Given instruction
Search the records for the word "index" and pick out every line that has it.

Records provided
━━━━━━━━━━

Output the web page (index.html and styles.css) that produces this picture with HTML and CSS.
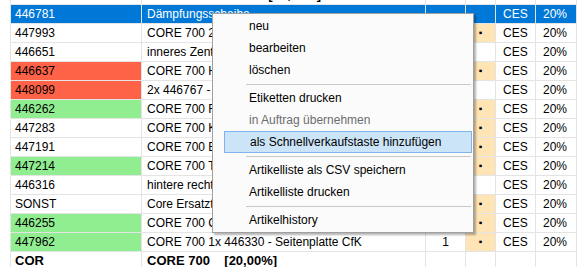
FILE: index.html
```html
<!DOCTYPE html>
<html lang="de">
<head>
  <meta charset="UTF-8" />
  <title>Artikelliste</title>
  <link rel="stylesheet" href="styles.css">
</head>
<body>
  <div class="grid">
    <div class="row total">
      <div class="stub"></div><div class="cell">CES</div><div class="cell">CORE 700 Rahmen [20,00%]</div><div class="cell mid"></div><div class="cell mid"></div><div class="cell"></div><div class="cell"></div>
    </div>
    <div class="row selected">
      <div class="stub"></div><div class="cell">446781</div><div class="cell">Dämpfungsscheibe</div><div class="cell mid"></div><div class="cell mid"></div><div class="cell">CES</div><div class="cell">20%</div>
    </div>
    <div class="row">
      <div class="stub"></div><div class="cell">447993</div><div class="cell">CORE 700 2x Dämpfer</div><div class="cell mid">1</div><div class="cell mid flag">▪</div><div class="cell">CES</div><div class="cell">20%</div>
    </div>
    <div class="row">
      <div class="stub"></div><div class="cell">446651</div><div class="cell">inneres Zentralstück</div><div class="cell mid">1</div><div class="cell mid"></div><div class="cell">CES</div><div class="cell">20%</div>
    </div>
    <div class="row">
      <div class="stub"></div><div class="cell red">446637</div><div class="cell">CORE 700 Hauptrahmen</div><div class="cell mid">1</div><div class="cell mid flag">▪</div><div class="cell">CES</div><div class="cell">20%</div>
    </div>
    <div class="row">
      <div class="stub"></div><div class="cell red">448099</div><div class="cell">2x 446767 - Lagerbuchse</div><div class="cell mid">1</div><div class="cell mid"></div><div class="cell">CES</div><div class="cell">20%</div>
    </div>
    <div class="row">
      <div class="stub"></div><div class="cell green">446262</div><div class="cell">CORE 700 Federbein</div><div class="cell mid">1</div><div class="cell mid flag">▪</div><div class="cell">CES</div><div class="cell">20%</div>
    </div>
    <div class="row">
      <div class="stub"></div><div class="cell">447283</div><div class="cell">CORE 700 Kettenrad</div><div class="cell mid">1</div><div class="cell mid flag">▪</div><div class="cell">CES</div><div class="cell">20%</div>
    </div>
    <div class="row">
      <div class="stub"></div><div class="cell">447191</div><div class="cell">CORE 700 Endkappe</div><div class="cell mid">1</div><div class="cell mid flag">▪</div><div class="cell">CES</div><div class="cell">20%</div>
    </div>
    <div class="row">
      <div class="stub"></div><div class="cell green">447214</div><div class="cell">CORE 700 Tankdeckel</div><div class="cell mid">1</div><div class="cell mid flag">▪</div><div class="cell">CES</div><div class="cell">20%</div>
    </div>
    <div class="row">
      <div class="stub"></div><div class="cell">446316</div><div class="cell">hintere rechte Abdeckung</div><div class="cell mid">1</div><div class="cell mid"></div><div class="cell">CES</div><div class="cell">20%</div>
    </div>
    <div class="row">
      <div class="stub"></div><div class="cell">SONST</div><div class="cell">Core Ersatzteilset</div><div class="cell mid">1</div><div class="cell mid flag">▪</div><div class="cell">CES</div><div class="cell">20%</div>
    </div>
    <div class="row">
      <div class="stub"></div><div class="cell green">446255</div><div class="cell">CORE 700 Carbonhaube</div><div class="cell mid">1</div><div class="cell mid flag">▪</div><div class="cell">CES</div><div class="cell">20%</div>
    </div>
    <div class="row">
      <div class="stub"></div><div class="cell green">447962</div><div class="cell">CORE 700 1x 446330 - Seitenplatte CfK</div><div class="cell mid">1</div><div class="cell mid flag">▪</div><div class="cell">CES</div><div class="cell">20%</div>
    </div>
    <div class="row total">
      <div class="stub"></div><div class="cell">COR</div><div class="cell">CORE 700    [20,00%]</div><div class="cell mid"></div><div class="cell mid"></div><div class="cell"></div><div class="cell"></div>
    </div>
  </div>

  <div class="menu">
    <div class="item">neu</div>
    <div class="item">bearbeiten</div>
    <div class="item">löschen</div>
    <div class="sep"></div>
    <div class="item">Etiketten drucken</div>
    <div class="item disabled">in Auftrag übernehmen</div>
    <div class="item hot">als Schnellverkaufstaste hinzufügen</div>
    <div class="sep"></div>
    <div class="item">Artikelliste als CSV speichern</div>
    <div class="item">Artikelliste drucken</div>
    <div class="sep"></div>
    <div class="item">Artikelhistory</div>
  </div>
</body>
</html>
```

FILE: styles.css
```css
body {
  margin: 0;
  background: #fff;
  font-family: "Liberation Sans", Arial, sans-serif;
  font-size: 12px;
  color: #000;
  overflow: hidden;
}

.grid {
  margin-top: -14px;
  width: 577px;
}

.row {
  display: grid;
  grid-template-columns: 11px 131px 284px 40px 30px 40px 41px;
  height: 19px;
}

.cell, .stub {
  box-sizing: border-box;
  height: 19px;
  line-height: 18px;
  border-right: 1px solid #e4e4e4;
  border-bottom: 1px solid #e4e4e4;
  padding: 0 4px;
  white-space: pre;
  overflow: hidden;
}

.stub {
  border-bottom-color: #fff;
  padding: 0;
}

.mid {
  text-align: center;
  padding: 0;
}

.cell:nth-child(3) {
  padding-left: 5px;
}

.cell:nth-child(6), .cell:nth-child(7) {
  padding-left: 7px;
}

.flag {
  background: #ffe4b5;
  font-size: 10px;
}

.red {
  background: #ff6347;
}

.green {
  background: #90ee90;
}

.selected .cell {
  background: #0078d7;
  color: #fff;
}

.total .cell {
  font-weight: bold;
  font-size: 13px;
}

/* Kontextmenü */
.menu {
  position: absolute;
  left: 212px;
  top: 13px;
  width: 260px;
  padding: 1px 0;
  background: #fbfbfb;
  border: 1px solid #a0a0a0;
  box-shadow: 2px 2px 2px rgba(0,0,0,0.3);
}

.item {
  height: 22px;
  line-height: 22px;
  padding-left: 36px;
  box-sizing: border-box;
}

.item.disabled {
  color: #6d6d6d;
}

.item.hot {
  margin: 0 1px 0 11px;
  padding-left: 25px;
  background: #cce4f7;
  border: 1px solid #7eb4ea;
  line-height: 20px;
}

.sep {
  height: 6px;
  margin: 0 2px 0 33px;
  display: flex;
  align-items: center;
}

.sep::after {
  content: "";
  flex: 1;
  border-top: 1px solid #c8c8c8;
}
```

━━━━━━━━━━

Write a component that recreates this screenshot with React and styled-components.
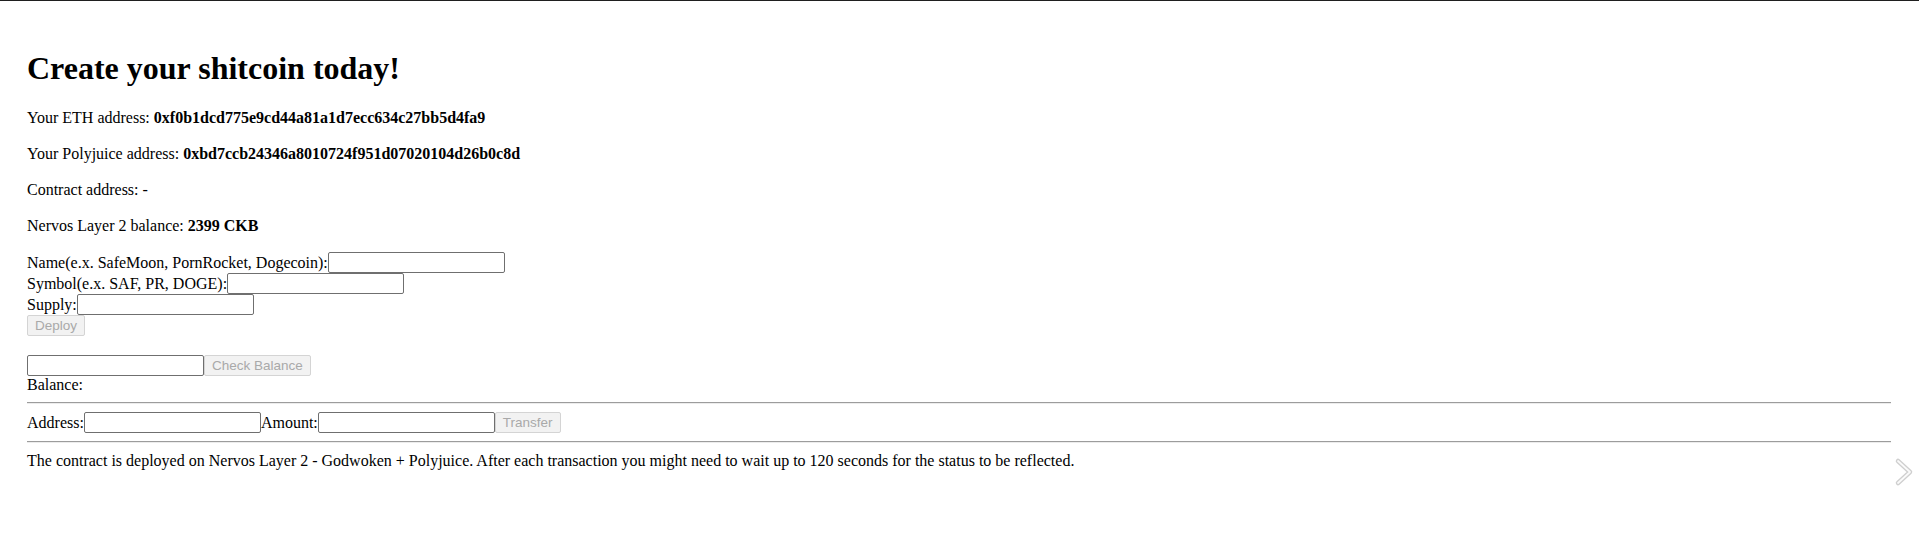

━━━━━━━━━━

Written solution
Output the web page (index.html and styles.css) that produces this picture with HTML and CSS.
FILE: index.html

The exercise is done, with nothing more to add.